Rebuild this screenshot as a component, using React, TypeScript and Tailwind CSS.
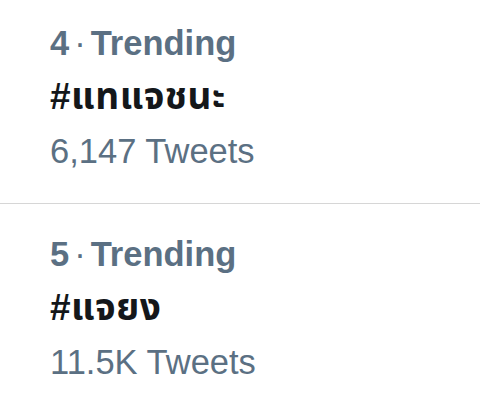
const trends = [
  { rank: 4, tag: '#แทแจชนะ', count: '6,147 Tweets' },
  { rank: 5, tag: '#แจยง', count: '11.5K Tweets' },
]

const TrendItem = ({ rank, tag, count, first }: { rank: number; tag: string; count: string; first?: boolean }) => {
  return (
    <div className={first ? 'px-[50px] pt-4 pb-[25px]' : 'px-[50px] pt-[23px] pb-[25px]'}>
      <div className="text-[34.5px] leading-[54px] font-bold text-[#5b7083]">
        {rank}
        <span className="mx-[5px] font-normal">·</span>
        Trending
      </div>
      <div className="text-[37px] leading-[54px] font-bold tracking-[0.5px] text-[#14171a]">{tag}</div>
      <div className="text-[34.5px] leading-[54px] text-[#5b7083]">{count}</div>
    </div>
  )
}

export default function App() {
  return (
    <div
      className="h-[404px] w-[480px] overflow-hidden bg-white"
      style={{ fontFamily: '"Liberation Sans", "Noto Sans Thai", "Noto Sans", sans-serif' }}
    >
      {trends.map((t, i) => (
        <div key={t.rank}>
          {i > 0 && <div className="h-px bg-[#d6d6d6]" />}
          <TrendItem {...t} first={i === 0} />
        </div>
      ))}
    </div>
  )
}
=-=-=-=-=
- Problem to work on -
Without the pictures, output the full listing exactly as it stands.

- Answer to the exercise -
Rebuild this screenshot as a component, using React, TypeScript and Tailwind CSS.
const trends = [
  { rank: 4, tag: '#แทแจชนะ', count: '6,147 Tweets' },
  { rank: 5, tag: '#แจยง', count: '11.5K Tweets' },
]

const TrendItem = ({ rank, tag, count, first }: { rank: number; tag: string; count: string; first?: boolean }) => {
  return (
    <div className={first ? 'px-[50px] pt-4 pb-[25px]' : 'px-[50px] pt-[23px] pb-[25px]'}>
      <div className="text-[34.5px] leading-[54px] font-bold text-[#5b7083]">
        {rank}
        <span className="mx-[5px] font-normal">·</span>
        Trending
      </div>
      <div className="text-[37px] leading-[54px] font-bold tracking-[0.5px] text-[#14171a]">{tag}</div>
      <div className="text-[34.5px] leading-[54px] text-[#5b7083]">{count}</div>
    </div>
  )
}

export default function App() {
  return (
    <div
      className="h-[404px] w-[480px] overflow-hidden bg-white"
      style={{ fontFamily: '"Liberation Sans", "Noto Sans Thai", "Noto Sans", sans-serif' }}
    >
      {trends.map((t, i) => (
        <div key={t.rank}>
          {i > 0 && <div className="h-px bg-[#d6d6d6]" />}
          <TrendItem {...t} first={i === 0} />
        </div>
      ))}
    </div>
  )
}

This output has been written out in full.